Mit dem russischen Angriff auf die Ukraine hat sich die Sicherheitslage in Europa verändert. Regierungen gehen über die Bücher – zum Beispiel Deutschland. Die Ministerinnen und Minister haben in Berlin ein Gesetz zur Einführung eines neuen Wehrdienstes auf den Weg gebracht.
Um die Bedeutung dessen zu zeigen, hat sich Kanzler Merz kurz vor Mittag nicht wie üblich aus dem Kanzleramt, sondern aus dem Verteidigungsministerium zu Wort gemeldet. Das gab es zum letzten Mal vor über 30 Jahren. Was genau beschlossen wurde, weiss Stefan Reinhart, ehemaliger Deutschland-Korrespondent.
Was hat Deutschland genau entschieden?
Die deutsche Ministerrunde hat den Rechtsrahmen gebilligt, um junge Männer für die Bundeswehr zu erfassen. Dabei wird aber zunächst auf Freiwilligkeit und auf einen attraktiveren Dienst gesetzt. Konkret sollen ab nächstem Jahr alle 18- und 19-jährigen Männer einen Fragebogen ausfüllen müssen, wobei sie ihre Neigungen und Wünsche formulieren können. Auch Frauen dürfen das tun. Danach sollen alle Männer sowie die freiwilligen Frauen zur Aushebung aufgeboten werden. Eine Rückkehr zur Wehrpflicht, die unter anderem Kanzler Merz selbst gefordert hatte, wurde nicht vereinbart.
Warum will Deutschland mehr Soldatinnen und Soldaten?
Deutschland kennt seit 2011 keine Wehrpflicht mehr. In den letzten Jahren wurde die Bundeswehr kontinuierlich abgebaut. Aktuell stellt Deutschland 180'000 aktive Soldatinnen und Soldaten. Doch gemäss neuen Vorgaben des Nato-Verteidigungsbündnisses bräuchte das Land 260'000 davon. Deshalb ist die Regierung gewillt, diese Zahl nach oben zu schrauben.
Warum nicht gleich die allgemeine Wehrpflicht?

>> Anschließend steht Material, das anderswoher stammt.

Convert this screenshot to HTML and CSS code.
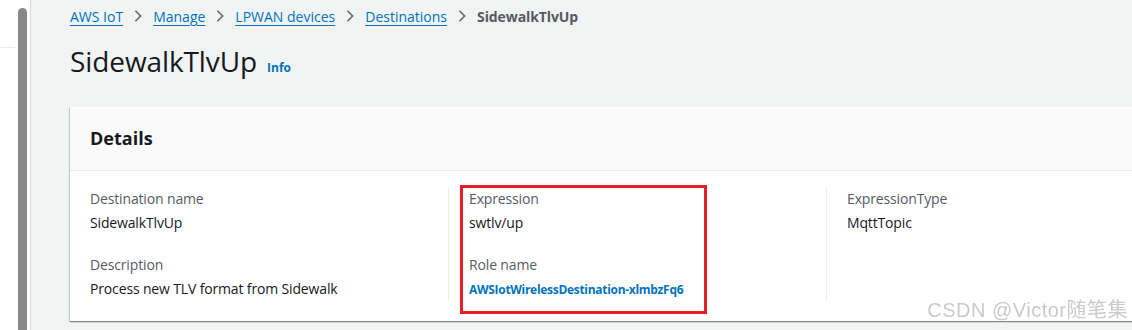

Das hängt damit zusammen, dass die Bundeswehr gar nicht fähig wäre, eine so grosse Zahl an jungen Leuten aufzunehmen. Es fehlt an Kasernen, Gewehren, Bekleidung, Panzern – überhaupt an militärischen Mitteln, um diese Leute zu beschäftigen. Eigentlich möchten die Unions-Parteien unter Kanzler Merz eine schnelle und verbindliche Wehrpflicht wiedereinführen. Doch für die SPD, welche viele friedenspolitisch aktive Mitglieder hat, ist die Freiwilligkeit wichtig. Es gab deshalb auch Streit innerhalb der Koalition. SPD-Verteidigungsminister Boris Pistorius ist überzeugt, dass mit dem neuen Gesetz das nötige Soll an Soldatinnen und Soldaten erreichen wird. Die CDU/CSU hegt hingegen grosse Zweifel.
Wie gut stehen die Chancen für das neue Gesetz?
Das dürfte mit hoher Wahrscheinlichkeit durchkommen, weil die Koalition aktuell die Mehrheit im Bundestag bildet. Doch es gibt da das alte Struck'sche Gesetz, das Gesetz eines ehemaligen SPD-Verteidigungsministers, der einmal sagte: Kein Gesetz kommt aus dem Bundestag so heraus, wie es hereingegangen ist. Ich kann mir gut vorstellen, dass die Massnahmen noch verschärft werden. Denn bei der CDU heisst es, man könne nicht einfach zuschauen, was passiert. Es brauche eine Messlatte, zum Beispiel im Gesetz verankerte jährliche Zielvorgaben für die Aufstockung der Bundeswehr mit Freiwilligen. Und es brauche einen Mechanismus, damit bei Unterschreitung der Ziele Schritte hin zu einer Wehrpflicht ausgelöst würden. Die SPD wird sich dagegen wehren. Im Parlament steht noch ein harter Kampf bevor.